- _WORK TO DO_
Find all lines in the listing that include the word "page", then copy them.

- _INFORMATION SHOWN_
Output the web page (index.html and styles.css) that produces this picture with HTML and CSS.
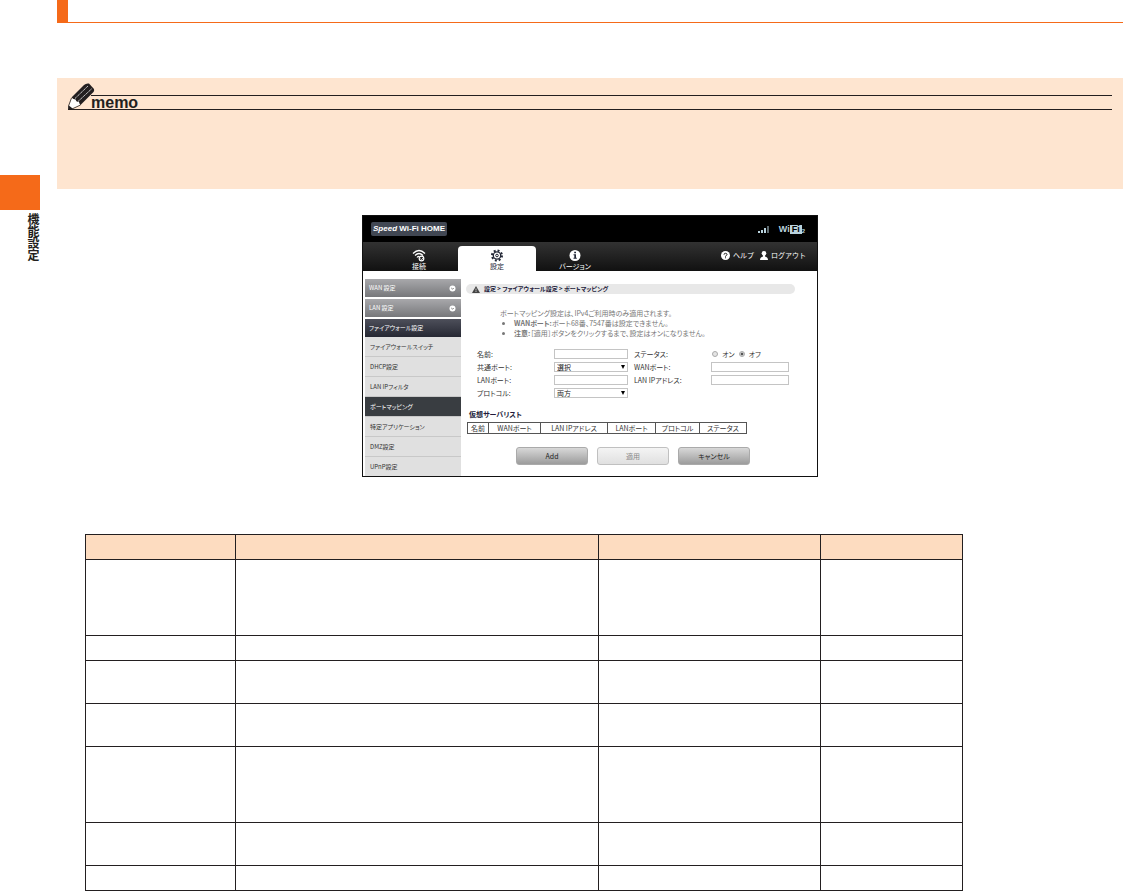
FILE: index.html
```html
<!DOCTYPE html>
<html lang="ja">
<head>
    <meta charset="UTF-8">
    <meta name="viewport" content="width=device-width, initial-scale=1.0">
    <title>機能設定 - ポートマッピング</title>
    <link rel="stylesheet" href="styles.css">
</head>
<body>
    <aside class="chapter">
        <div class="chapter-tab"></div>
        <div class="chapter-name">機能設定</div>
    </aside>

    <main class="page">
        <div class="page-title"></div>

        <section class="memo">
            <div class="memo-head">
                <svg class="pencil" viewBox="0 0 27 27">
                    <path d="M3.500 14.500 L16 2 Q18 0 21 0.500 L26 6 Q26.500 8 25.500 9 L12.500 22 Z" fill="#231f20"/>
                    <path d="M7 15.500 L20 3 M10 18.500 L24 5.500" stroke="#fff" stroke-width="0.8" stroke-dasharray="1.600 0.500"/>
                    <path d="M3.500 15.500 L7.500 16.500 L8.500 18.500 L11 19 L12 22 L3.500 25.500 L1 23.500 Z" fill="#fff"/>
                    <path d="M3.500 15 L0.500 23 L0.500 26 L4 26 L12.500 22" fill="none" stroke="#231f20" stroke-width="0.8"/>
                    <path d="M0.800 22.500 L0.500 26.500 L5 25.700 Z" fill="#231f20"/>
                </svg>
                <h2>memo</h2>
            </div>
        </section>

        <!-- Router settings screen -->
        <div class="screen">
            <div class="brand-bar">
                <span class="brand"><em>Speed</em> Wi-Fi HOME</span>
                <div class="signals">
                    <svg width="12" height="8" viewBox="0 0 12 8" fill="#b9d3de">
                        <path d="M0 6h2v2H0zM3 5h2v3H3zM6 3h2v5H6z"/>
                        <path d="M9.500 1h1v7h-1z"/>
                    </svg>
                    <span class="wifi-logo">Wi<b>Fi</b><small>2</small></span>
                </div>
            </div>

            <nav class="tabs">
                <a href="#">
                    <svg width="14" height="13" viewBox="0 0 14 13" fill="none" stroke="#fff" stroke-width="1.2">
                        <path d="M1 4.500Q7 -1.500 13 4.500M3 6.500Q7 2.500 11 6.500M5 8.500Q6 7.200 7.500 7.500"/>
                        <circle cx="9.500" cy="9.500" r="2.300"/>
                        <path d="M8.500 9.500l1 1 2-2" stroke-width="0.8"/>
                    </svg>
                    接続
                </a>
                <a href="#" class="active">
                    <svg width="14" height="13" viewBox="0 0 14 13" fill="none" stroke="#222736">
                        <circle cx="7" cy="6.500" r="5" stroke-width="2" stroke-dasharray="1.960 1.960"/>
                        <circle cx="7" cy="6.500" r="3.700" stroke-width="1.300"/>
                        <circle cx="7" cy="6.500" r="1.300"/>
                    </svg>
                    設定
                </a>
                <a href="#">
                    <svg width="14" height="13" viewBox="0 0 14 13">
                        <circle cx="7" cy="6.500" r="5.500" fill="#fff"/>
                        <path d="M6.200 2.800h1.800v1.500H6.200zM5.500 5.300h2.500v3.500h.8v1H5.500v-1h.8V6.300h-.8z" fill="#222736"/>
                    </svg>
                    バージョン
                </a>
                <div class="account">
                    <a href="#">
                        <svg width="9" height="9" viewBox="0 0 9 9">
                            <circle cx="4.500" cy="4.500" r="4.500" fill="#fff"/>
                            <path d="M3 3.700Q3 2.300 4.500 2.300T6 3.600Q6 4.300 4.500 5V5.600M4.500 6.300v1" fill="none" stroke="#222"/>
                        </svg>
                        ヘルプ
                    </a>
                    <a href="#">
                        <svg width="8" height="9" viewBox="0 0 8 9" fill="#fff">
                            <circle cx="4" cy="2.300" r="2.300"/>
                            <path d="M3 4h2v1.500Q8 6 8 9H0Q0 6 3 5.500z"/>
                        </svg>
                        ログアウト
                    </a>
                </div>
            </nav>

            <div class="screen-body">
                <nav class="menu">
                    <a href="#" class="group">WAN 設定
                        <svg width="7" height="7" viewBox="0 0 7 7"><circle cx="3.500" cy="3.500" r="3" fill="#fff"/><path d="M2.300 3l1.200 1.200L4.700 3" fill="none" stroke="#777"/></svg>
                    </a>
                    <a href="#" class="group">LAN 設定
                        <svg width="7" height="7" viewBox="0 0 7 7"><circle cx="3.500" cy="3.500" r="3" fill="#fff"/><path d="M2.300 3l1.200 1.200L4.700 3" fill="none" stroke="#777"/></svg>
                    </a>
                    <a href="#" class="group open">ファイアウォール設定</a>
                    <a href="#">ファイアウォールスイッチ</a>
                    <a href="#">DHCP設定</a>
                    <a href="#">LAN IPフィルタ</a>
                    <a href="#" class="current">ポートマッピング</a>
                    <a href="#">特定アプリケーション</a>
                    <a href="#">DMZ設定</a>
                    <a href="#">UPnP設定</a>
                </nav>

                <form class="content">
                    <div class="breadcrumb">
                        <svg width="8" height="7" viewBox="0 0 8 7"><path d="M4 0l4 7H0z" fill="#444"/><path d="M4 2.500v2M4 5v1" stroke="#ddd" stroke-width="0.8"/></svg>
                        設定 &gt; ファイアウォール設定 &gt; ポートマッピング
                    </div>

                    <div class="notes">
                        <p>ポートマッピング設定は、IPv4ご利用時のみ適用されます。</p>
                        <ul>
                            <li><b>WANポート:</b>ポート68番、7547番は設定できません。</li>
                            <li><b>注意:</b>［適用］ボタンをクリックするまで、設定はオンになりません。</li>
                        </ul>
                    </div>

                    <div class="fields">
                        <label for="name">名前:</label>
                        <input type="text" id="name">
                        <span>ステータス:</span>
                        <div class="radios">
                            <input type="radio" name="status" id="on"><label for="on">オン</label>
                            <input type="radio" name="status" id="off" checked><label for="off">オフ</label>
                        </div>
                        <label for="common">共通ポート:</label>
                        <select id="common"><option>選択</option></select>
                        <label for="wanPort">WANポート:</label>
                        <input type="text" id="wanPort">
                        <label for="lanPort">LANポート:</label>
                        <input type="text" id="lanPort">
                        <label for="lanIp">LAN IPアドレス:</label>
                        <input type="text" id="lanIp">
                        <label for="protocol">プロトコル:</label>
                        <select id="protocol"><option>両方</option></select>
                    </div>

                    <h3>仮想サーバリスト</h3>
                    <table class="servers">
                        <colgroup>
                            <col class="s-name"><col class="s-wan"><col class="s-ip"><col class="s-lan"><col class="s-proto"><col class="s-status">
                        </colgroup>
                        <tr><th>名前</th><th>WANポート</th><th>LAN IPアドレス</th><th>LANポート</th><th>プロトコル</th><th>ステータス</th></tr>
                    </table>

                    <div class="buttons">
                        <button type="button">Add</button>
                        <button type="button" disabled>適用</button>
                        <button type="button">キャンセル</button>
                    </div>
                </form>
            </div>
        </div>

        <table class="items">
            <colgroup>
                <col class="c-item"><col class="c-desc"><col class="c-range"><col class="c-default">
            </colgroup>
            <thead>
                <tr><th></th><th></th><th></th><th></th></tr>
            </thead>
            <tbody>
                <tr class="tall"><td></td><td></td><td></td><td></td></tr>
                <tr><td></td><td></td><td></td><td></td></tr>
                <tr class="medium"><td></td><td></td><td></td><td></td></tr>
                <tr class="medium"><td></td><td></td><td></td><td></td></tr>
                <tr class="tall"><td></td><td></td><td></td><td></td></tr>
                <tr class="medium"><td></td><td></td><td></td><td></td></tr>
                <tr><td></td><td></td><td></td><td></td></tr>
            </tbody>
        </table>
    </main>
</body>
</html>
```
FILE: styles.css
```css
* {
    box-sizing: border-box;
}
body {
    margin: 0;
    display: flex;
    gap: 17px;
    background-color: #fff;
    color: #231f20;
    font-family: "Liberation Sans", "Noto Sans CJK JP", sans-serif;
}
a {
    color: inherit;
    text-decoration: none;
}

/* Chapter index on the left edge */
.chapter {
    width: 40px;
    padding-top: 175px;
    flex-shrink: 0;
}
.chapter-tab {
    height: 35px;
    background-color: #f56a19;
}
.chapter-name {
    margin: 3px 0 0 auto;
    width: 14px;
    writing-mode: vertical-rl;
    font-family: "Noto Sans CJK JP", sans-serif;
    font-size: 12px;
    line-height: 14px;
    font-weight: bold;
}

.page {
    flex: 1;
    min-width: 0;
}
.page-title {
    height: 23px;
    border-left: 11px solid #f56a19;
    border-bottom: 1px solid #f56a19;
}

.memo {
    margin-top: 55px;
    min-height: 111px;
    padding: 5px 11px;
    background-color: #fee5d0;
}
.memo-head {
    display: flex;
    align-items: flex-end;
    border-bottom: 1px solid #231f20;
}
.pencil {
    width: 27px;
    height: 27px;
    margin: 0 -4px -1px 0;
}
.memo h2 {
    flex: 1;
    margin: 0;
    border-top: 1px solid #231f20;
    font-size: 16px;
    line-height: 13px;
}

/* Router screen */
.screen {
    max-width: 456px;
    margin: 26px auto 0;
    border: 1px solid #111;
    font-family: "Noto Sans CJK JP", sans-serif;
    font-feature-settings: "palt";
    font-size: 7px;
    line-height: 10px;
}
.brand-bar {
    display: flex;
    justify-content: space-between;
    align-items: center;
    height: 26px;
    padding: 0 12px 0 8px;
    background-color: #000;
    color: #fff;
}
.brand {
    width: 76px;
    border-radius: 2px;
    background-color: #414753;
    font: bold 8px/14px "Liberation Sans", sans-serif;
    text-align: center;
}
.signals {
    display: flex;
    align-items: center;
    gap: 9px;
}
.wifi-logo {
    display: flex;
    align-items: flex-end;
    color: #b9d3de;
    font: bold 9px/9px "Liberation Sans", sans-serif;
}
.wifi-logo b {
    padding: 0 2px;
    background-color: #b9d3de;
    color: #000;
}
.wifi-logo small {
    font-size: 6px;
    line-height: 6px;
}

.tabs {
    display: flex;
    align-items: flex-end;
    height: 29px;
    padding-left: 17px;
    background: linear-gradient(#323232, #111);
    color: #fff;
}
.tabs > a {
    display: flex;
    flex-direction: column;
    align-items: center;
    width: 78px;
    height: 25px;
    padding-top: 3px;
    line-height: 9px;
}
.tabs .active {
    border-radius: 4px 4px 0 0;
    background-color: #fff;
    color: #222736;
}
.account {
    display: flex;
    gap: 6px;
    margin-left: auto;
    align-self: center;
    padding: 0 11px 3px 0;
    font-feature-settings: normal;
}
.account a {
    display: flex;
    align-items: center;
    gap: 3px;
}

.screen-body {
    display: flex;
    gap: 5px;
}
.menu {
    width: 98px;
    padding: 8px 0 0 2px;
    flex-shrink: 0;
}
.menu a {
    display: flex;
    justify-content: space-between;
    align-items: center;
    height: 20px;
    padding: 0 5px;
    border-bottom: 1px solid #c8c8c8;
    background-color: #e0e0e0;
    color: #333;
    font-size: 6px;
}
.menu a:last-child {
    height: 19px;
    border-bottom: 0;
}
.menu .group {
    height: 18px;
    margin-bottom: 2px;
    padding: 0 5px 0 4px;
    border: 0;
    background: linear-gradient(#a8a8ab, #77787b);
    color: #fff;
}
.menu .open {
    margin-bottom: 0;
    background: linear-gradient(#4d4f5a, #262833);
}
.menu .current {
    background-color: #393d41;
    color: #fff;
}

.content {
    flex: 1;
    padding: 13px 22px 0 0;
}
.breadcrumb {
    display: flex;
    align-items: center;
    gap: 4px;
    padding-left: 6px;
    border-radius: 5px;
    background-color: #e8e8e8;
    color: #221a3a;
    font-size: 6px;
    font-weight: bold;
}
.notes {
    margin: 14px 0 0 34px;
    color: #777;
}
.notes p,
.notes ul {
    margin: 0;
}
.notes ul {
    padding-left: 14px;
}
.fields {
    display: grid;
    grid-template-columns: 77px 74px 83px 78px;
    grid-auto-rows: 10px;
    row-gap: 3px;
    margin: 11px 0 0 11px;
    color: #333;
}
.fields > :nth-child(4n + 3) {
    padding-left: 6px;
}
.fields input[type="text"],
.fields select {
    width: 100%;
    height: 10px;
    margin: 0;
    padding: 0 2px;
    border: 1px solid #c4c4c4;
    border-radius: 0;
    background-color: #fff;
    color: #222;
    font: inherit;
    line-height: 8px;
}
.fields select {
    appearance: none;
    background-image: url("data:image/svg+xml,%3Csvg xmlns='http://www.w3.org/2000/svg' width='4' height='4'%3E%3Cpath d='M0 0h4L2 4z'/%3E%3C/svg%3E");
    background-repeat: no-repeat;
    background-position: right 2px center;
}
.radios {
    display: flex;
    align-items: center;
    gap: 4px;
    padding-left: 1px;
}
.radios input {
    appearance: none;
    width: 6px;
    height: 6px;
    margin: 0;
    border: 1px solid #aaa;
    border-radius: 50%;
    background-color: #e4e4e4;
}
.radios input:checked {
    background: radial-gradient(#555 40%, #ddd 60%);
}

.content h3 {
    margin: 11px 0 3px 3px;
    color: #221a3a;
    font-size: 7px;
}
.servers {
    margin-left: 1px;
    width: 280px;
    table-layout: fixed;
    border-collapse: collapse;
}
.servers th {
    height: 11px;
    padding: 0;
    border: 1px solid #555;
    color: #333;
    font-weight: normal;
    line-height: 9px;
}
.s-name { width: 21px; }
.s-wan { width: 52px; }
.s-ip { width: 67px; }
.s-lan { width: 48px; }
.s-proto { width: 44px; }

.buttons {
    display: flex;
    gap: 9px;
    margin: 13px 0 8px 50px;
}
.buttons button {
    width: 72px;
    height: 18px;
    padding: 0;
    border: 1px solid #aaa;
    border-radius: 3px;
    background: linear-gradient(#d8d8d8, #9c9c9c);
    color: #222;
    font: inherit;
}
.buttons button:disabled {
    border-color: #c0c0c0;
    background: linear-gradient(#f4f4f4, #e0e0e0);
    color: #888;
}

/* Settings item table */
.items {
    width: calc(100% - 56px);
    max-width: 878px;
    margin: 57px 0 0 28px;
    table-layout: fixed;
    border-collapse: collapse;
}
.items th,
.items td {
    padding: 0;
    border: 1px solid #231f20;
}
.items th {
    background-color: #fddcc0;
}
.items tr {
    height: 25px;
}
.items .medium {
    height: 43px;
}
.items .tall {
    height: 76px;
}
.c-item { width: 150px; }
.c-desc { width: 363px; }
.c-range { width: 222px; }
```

- _COMPLETE ANSWER_
Output the web page (index.html and styles.css) that produces this picture with HTML and CSS.
    <main class="page">
        <div class="page-title"></div>
.page {
.page-title {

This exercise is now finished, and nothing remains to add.